二大政党制の一般例からすると、もう少し違いがあった方がいいのですが、とりあえず、自民党内でぐちゃぐちゃやってたことを政党同士でやりあうようになっただけでも、相当にオープンだし、国民が関与できる機会がふえたってことだろう、と私はもっぱら「いい方」に解釈しています。

できれば、もう一度くらい政界再編があってほしい気がしていますが、たった2票差で党首になった民主党路線が今後どうなるかによって、でしょうか。



ともかく、今回の選挙は本当に面白かったです。

また、第二党の民主党がいたからこそスリリングでもありました。したがって、民主党という政党の本質的評価は、まさに今後にかかっていると感じています。

もちろん、自民が小泉さんというかつてないタイプの総裁を失った後も、もっと地道にしっかと内部から改革しきれれば、それもすごいことですけどね~。



それと、国民新党やら新党日本は、まさしく互助会という風にしかみえませんでしたね。選挙対策上、便宜的に党をつくっただけで、さすがに私も白けておりました。

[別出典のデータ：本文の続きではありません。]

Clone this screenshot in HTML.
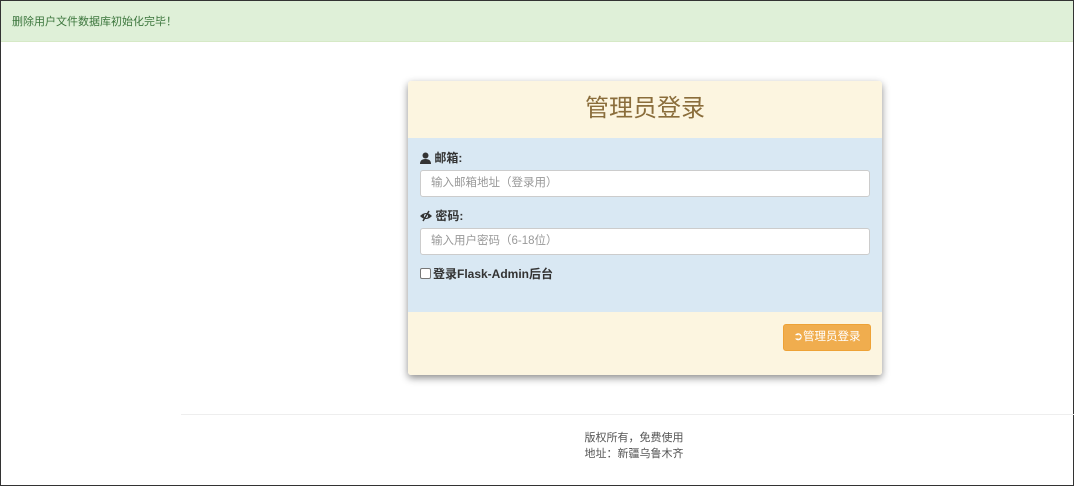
<!DOCTYPE html>
<html><head><meta charset="utf-8"><style>
*{box-sizing:border-box;margin:0;padding:0}
body{width:1074px;height:486px;overflow:hidden;background:#fff;font-family:"Liberation Sans","Noto Sans CJK SC",sans-serif;font-size:12px;color:#333;position:relative;border:1px solid #333}
.alert{position:absolute;left:0;top:0;width:1072px;height:41px;background:#dff0d8;color:#3c763d;padding:12px 11px;font-size:11px;border-bottom:1px solid #d6e9c6}
.panel{position:absolute;left:407px;top:80px;width:474px;height:294px;box-shadow:0 3px 8px rgba(0,0,0,.45);border-radius:3px;overflow:hidden}
.ph{height:57px;background:#fcf5e0;color:#8a6d3b;font-size:24px;text-align:center;line-height:56px}
.pb{height:174px;background:#d9e8f3;padding:12px 12px}
.pf{height:63px;background:#fcf5e0;position:relative}
label{display:block;font-weight:bold;font-size:12px;height:20px;line-height:16px;color:#333}
.in{height:27px;background:#fff;border:1px solid #ccc;border-radius:3px;padding:0 10px;line-height:25px;color:#999;font-size:11.5px;margin-bottom:11px}
.btn{position:absolute;right:11px;top:12px;width:88px;height:27px;background:#f0ad4e;border:1px solid #eea236;border-radius:3px;color:#fff;font-size:11.5px;line-height:25px;text-align:center}
hr{position:absolute;left:180px;top:413px;width:894px;border:0;border-top:1px solid #eee}
.foot{position:absolute;left:0;width:1266px;top:429px;text-align:center;color:#555;font-size:11px;line-height:16px}
svg{vertical-align:-2px}
</style></head><body>
<div class="alert">删除用户文件数据库初始化完毕！</div>
<div class="panel">
<div class="ph">管理员登录</div>
<div class="pb">
<label><svg width="11" height="12" viewBox="0 0 11 12"><circle cx="5.5" cy="3.5" r="3" fill="#333"/><path d="M0 12 Q0 7 5.5 7 Q11 7 11 12Z" fill="#333"/></svg> 邮箱:</label>
<div class="in">输入邮箱地址（登录用）</div>
<label><svg width="12" height="12" viewBox="0 0 12 12"><path d="M0 6 Q6 0 12 6 Q6 12 0 6Z" fill="#333"/><circle cx="6" cy="6" r="2" fill="#d9e8f3"/><path d="M3 11 L9 1" stroke="#333" stroke-width="1.5"/></svg> 密码:</label>
<div class="in">输入用户密码（6-18位）</div>
<label style="margin-top:2px"><span style="display:inline-block;width:11px;height:11px;border:1px solid #777;border-radius:2px;background:#fff;vertical-align:-1px;margin-right:2px"></span>登录Flask-Admin后台</label>
</div>
<div class="pf"><div class="btn">➲管理员登录</div></div>
</div>
<hr>
<div class="foot">版权所有，免费使用<br>地址：新疆乌鲁木齐</div>
</body></html>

ただね、政治家たちは全体に読みが甘すぎたんじゃないか?と思います。

民営化法案が否決されたら、小泉さんは必ず解散するだろうと私にさえわかったのに、「まさかそんなことはあるまい」の夜郎自大なリアクションには、心底呆れました。

審議拒否を続けた民主党にも、です。もっとも、民主党は新体制となってからは、審議拒否はやらない、現場で異論反論対案提起をしていくとのことですので、期待したいと思っています。



あと、政策マニアな議論では、今のところ国民を振り向かせることができないというのも、ありましたね。

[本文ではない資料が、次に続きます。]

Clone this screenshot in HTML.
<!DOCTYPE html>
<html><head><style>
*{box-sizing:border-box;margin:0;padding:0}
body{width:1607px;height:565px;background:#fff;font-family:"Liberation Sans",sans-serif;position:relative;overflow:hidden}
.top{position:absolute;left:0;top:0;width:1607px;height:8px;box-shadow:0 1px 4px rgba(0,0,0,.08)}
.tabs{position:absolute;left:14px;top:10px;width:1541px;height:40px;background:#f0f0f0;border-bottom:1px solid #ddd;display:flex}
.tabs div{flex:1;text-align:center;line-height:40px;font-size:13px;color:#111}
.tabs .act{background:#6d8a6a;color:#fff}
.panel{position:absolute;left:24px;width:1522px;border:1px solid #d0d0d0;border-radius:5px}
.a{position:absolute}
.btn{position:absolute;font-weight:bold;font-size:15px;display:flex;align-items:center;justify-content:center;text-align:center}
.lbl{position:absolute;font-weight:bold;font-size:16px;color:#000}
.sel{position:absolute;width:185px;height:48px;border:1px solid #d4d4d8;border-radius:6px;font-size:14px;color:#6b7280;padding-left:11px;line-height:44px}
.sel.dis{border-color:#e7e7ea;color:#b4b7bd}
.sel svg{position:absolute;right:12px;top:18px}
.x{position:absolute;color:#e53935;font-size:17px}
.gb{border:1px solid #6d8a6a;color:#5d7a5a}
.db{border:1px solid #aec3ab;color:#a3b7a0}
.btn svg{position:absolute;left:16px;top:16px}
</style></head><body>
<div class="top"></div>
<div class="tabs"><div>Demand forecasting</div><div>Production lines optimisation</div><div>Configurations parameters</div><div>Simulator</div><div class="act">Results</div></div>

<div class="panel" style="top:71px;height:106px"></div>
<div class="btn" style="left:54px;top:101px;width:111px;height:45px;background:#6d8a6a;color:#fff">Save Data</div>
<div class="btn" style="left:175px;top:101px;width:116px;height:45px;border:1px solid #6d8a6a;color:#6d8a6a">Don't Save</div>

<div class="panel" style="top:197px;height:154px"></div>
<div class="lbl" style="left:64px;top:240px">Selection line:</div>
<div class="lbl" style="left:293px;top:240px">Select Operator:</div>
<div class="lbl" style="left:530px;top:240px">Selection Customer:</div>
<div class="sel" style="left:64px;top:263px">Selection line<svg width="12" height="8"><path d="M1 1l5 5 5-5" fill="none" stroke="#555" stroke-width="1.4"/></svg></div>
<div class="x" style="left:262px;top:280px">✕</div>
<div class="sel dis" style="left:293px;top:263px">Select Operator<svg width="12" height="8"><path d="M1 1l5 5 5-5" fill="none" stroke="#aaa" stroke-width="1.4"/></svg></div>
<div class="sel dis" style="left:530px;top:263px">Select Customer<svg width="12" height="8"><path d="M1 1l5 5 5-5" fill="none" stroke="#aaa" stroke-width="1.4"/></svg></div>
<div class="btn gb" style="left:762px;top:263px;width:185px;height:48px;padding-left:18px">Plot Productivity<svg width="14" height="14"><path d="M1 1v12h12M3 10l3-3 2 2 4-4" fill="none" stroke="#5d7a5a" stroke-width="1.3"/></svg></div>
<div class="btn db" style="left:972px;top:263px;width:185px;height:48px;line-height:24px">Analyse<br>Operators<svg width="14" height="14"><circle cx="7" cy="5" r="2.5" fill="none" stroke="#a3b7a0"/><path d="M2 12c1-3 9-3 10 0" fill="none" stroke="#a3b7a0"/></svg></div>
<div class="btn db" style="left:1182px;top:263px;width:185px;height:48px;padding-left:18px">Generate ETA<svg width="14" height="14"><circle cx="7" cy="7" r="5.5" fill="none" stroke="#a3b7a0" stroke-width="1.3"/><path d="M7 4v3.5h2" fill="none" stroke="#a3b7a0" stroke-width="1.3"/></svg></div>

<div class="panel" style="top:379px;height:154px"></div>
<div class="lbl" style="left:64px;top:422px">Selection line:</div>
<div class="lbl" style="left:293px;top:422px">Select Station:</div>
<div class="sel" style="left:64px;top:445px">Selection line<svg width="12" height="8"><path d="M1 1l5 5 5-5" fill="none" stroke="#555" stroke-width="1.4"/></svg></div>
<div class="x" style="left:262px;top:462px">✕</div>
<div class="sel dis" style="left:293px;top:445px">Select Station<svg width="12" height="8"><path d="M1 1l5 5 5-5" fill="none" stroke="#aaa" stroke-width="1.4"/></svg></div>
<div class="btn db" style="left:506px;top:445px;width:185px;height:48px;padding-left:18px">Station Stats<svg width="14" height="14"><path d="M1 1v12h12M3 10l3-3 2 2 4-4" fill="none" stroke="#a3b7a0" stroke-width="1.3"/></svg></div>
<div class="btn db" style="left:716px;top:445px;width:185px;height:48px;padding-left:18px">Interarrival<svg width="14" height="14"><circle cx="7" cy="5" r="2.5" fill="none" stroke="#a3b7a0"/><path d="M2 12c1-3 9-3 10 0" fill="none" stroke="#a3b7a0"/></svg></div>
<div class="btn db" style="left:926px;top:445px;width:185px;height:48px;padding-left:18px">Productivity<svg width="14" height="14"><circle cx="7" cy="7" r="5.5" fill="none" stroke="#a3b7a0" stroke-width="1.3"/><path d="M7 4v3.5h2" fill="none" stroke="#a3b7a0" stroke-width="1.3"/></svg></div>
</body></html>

国民がバカなんだと断じることはとても簡単ですし、政策マニアな一部有権者も「踊らされたおめーらが、阿呆だ!」と思っている節がありますが、マスを相手にする以上、わかりやすさやコミュニケーションのとり方、イメージ戦略は必須です。

勝つためには、絶対避けて通れません。

小泉さんのように「一人広告代理店・一人PR会社」状態の政治家はそういないはずですので、今後は自民・民主共に、「いかにしたら、より効果的に人心を捉え、我が党の言葉を届けるか?」について、真剣に検討してほしい。

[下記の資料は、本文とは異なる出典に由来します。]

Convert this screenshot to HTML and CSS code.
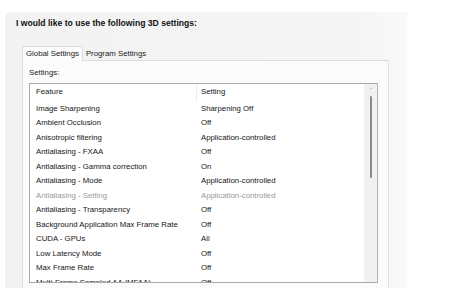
FILE: index.html
```html
<!DOCTYPE html>
<html lang="en">
<head>
  <meta charset="UTF-8">
  <meta name="viewport" content="width=device-width, initial-scale=1.0">
  <title>3D Settings</title>
  <link rel="stylesheet" href="styles.css">
</head>
<body>
  <div class="page">
    <h1 class="title">I would like to use the following 3D settings:</h1>

    <div class="tabs">
      <div class="tab active">Global Settings</div>
      <div class="tab">Program Settings</div>
    </div>

    <div class="tab_panel">
      <div class="caption">Settings:</div>

      <div class="listbox">
        <div class="list">
          <div class="row head">
            <span class="feature">Feature</span>
            <span class="setting">Setting</span>
          </div>
          <div class="row"><span class="feature">Image Sharpening</span><span class="setting">Sharpening Off</span></div>
          <div class="row"><span class="feature">Ambient Occlusion</span><span class="setting">Off</span></div>
          <div class="row"><span class="feature">Anisotropic filtering</span><span class="setting">Application-controlled</span></div>
          <div class="row"><span class="feature">Antialiasing - FXAA</span><span class="setting">Off</span></div>
          <div class="row"><span class="feature">Antialiasing - Gamma correction</span><span class="setting">On</span></div>
          <div class="row"><span class="feature">Antialiasing - Mode</span><span class="setting">Application-controlled</span></div>
          <div class="row disabled"><span class="feature">Antialiasing - Setting</span><span class="setting">Application-controlled</span></div>
          <div class="row"><span class="feature">Antialiasing - Transparency</span><span class="setting">Off</span></div>
          <div class="row"><span class="feature">Background Application Max Frame Rate</span><span class="setting">Off</span></div>
          <div class="row"><span class="feature">CUDA - GPUs</span><span class="setting">All</span></div>
          <div class="row"><span class="feature">Low Latency Mode</span><span class="setting">Off</span></div>
          <div class="row"><span class="feature">Max Frame Rate</span><span class="setting">Off</span></div>
          <div class="row"><span class="feature">Multi-Frame Sampled AA (MFAA)</span><span class="setting">Off</span></div>
        </div>

        <div class="scrollbar">
          <span class="arrow"></span>
          <span class="thumb"></span>
        </div>
      </div>
    </div>
  </div>
</body>
</html>
```

FILE: styles.css
```css
*{
  box-sizing: border-box;
  font-family: "Liberation Sans", Arial, sans-serif;
}

body{
  margin: 0;
  background: #ffffff;
  height: 288px;
  overflow: hidden;
}

.page{
  margin: 12px 0 0 5px;
  width: 402px;
  height: 276px;
  background: linear-gradient(to right, #f3f3f3 0%, #f4f4f4 85%, #f9f9f9 100%);
  border-radius: 5px 0 0 0;
  padding: 6px 0 0 11px;
}

.title{
  margin: 0;
  font-size: 8.6px;
  font-weight: bold;
  line-height: 11px;
  color: #111;
}

.tabs{
  display: flex;
  margin: 16px 0 0 6px;
  height: 15px;
  align-items: flex-end;
}

.tab{
  font-size: 7.8px;
  color: #1a1a1a;
  padding: 0 3px;
  line-height: 13px;
}

.tab.active{
  background: #fbfbfb;
  border: 1px solid #dcdcdc;
  border-bottom: none;
  line-height: 14px;
  margin-bottom: -1px;
  position: relative;
}

.tab_panel{
  margin-left: 6px;
  width: 367px;
  height: 229px;
  background: #fbfbfb;
  border: 1px solid #dcdcdc;
  border-right-color: #e4e4e4;
  border-bottom: none;
  padding: 6px 0 0 6px;
}

.caption{
  font-size: 7.8px;
  color: #1a1a1a;
  line-height: 12px;
}

.listbox{
  display: flex;
  margin-top: 4px;
  width: 349px;
  height: 200px;
  background: #ffffff;
  border: 1px solid #a9a9a9;
  border-right-color: #b4b4b4;
}

.list{
  flex: 1;
  overflow: hidden;
}

.row{
  display: grid;
  grid-template-columns: 166px 1fr;
  height: 14.5px;
  line-height: 14.5px;
  font-size: 7.8px;
  color: #161616;
  white-space: nowrap;
}

.row.head{
  height: 17.5px;
  line-height: 16px;
}

.row.head .setting{
  border-left: 1px solid #ececec;
  padding-left: 4px;
}

.row.disabled{
  color: #9a9a9a;
}

.feature{
  padding-left: 6px;
}

.setting{
  padding-left: 5px;
}

.scrollbar{
  display: flex;
  flex-direction: column;
  align-items: center;
  width: 13px;
  background: #f1f1f1;
}

.arrow{
  margin-top: 3px;
  width: 0;
  height: 0;
  border-left: 2px solid transparent;
  border-right: 2px solid transparent;
  border-bottom: 2px solid #d0d0d0;
}

.thumb{
  margin-top: 7px;
  width: 2px;
  height: 82px;
  background: #8a8a8a;
  border-radius: 1px;
}
```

内向きの政治的用語やイデオロギー的条件反射などの「すでに完全に届かなくなって久しい言葉」だって、変えていかなくてはいけないはずなんです。

政治家は特権階級ではなくなりました。大新聞の政治部記者とだけ仲良くしている時代でもありません。

ポスト小泉の政策論争はこういったことを踏まえ、より多くの国民に開かれた形になってほしいと感じますし、「広くアピールすること」を頭からバカにして事足りるような、甘ったれた事大主義も解消されてほしいと感じています。